--- BEGIN ---

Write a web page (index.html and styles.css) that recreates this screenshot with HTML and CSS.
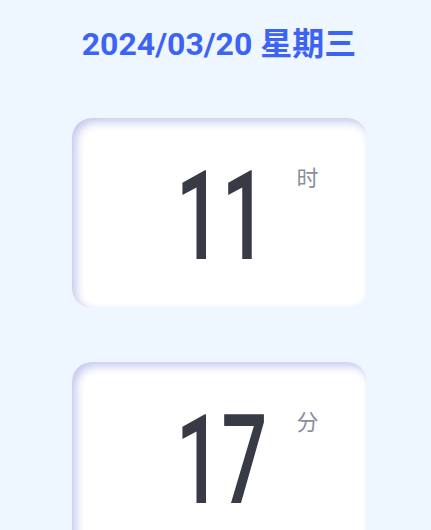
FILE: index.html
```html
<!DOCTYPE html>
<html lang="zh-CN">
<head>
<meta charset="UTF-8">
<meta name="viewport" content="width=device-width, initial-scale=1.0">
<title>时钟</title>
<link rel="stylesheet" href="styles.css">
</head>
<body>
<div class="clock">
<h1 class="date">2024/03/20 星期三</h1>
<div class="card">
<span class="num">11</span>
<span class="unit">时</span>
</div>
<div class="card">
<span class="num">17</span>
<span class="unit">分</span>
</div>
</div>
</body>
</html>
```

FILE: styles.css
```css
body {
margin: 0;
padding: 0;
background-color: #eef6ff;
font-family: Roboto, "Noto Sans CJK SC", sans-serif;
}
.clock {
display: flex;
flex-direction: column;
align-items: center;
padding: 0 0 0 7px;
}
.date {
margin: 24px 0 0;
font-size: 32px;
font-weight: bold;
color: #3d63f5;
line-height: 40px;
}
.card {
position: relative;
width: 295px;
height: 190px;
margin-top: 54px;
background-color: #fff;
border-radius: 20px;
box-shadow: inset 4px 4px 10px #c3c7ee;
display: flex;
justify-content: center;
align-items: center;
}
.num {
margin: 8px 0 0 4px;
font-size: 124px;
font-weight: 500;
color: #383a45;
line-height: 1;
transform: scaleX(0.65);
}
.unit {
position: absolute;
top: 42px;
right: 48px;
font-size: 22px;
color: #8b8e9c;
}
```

--- END ---

* Job
Search the preceding listing for "index" and extract every line where it is found.

* Written answer
Write a web page (index.html and styles.css) that recreates this screenshot with HTML and CSS.
FILE: index.html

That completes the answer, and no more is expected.